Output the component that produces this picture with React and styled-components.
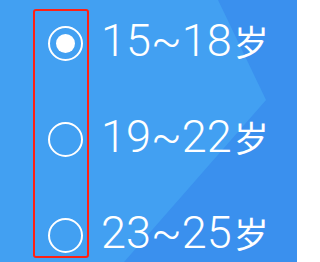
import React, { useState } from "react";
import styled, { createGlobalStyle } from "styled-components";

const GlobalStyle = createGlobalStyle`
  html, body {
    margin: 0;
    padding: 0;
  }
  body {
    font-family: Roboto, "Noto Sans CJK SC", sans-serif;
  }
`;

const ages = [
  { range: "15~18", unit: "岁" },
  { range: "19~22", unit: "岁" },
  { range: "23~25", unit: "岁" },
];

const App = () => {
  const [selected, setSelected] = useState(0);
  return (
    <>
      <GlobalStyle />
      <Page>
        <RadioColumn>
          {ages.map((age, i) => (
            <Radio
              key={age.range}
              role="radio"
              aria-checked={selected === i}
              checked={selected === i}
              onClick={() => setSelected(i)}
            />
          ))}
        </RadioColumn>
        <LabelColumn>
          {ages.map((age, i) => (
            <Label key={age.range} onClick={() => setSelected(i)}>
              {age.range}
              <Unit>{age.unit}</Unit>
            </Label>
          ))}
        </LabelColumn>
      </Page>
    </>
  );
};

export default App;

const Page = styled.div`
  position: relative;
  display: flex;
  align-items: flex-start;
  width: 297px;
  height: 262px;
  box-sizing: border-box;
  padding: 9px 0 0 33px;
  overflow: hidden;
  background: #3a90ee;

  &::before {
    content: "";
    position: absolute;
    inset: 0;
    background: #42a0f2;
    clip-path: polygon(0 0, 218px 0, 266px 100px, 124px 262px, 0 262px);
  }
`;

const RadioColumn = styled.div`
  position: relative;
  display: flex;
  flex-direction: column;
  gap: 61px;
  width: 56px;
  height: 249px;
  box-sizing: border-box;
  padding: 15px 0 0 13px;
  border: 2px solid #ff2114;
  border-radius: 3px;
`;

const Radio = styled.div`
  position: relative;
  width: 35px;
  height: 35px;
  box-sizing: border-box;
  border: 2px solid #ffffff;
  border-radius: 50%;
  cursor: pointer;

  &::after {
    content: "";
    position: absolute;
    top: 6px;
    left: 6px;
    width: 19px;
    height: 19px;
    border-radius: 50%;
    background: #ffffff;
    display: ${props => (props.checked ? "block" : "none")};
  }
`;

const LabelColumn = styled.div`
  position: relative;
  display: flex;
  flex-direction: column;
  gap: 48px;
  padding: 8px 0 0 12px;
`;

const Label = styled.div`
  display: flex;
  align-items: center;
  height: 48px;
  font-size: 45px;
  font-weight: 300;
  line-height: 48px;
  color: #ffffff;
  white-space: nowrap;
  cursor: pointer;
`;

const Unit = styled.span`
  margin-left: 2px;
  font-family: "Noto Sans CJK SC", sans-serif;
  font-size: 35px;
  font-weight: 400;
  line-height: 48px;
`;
|---|
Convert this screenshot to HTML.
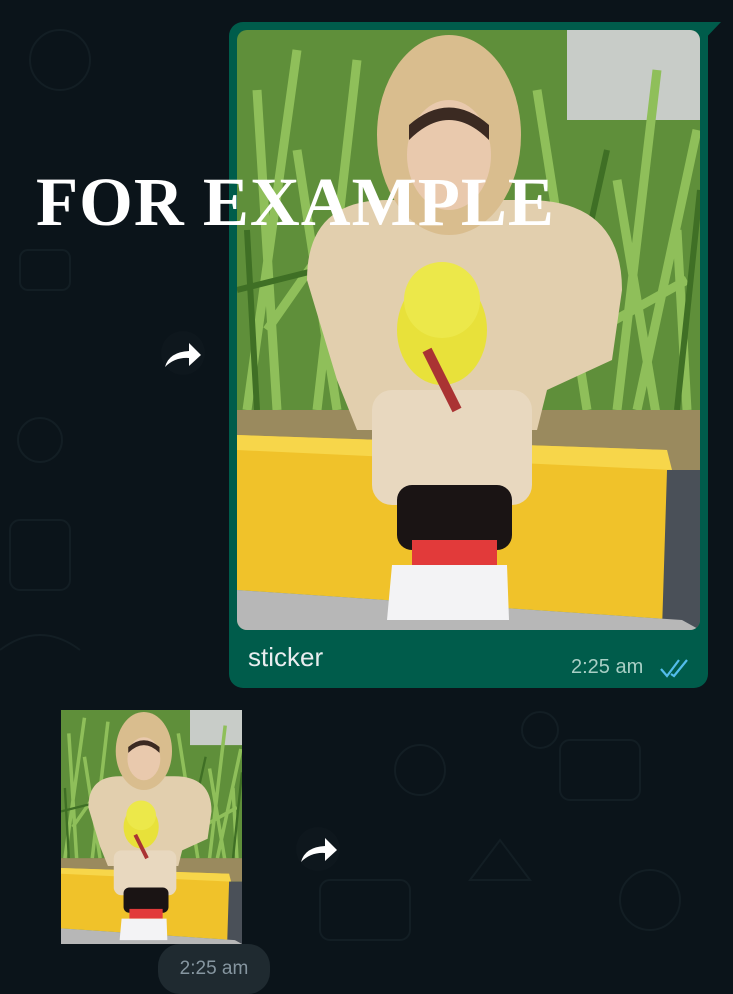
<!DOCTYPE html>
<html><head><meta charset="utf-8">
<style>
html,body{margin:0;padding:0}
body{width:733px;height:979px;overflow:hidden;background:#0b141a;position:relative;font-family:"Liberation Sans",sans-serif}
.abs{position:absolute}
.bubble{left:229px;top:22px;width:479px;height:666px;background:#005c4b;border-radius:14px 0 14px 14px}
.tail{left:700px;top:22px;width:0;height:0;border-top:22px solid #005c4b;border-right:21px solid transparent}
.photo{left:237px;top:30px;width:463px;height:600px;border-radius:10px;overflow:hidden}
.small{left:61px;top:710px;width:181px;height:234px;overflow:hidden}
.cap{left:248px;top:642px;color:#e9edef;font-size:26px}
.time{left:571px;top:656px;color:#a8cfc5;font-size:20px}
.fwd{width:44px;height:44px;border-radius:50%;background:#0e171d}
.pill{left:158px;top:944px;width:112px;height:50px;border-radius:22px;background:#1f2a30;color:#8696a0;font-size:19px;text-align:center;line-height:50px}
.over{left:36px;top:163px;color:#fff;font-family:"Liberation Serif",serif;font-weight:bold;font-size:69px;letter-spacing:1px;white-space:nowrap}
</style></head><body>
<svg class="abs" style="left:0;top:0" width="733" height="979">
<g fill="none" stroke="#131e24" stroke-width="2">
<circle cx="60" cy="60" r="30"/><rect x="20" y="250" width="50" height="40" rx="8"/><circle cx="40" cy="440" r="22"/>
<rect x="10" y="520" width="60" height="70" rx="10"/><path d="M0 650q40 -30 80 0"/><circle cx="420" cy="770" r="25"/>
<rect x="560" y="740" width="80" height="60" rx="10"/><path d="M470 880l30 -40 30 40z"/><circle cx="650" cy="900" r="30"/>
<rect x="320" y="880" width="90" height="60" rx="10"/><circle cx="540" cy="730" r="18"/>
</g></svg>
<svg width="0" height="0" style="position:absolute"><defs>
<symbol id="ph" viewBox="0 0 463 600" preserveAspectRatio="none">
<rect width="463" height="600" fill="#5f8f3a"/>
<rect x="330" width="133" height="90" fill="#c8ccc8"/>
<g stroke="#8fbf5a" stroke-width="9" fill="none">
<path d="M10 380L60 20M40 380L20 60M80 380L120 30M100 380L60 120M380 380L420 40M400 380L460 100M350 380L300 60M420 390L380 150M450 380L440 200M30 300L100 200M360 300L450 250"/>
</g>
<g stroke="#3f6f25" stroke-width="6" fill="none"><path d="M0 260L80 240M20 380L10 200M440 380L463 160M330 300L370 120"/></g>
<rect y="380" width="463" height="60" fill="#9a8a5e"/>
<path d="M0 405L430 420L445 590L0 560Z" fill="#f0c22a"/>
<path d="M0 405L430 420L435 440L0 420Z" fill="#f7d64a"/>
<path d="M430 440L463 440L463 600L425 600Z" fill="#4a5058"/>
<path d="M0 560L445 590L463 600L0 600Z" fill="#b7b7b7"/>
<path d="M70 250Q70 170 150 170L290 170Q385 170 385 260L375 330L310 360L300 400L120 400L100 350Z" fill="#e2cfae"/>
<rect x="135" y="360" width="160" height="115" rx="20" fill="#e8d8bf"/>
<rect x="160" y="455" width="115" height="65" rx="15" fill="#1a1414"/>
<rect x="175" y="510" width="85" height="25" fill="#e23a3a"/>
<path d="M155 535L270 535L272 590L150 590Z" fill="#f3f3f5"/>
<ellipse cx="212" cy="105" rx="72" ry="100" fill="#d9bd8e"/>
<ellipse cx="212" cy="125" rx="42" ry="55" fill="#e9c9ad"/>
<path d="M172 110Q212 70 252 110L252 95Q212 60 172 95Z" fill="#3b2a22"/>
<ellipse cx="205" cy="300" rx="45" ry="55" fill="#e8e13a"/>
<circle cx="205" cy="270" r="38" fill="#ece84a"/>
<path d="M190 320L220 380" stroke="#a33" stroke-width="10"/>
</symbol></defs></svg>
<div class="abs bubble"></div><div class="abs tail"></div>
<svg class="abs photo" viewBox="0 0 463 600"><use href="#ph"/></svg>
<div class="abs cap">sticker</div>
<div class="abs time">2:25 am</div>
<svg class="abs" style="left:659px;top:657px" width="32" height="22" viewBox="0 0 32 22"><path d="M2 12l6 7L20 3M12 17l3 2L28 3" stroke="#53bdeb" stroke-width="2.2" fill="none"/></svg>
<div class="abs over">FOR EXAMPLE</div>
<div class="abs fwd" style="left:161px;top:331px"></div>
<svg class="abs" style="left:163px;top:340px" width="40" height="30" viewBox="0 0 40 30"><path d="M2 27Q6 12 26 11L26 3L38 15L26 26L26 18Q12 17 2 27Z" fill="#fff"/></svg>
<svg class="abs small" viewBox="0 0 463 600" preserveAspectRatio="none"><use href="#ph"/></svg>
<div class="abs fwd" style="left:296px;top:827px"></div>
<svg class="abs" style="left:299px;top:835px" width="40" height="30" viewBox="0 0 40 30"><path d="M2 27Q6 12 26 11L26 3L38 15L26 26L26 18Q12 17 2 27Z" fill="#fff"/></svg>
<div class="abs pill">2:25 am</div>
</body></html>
|---|
-- Task requirements --
Copy out only the lines from the one containing "Output the component" through the one containing "export default App;", exactly, with both ends. Any picture is left out.

-- Worked solution --
Output the component that produces this picture with React and styled-components.
import React, { useState } from "react";
import styled, { createGlobalStyle } from "styled-components";

const GlobalStyle = createGlobalStyle`
  html, body {
    margin: 0;
    padding: 0;
  }
  body {
    font-family: Roboto, "Noto Sans CJK SC", sans-serif;
  }
`;

const ages = [
  { range: "15~18", unit: "岁" },
  { range: "19~22", unit: "岁" },
  { range: "23~25", unit: "岁" },
];

const App = () => {
  const [selected, setSelected] = useState(0);
  return (
    <>
      <GlobalStyle />
      <Page>
        <RadioColumn>
          {ages.map((age, i) => (
            <Radio
              key={age.range}
              role="radio"
              aria-checked={selected === i}
              checked={selected === i}
              onClick={() => setSelected(i)}
            />
          ))}
        </RadioColumn>
        <LabelColumn>
          {ages.map((age, i) => (
            <Label key={age.range} onClick={() => setSelected(i)}>
              {age.range}
              <Unit>{age.unit}</Unit>
            </Label>
          ))}
        </LabelColumn>
      </Page>
    </>
  );
};

export default App;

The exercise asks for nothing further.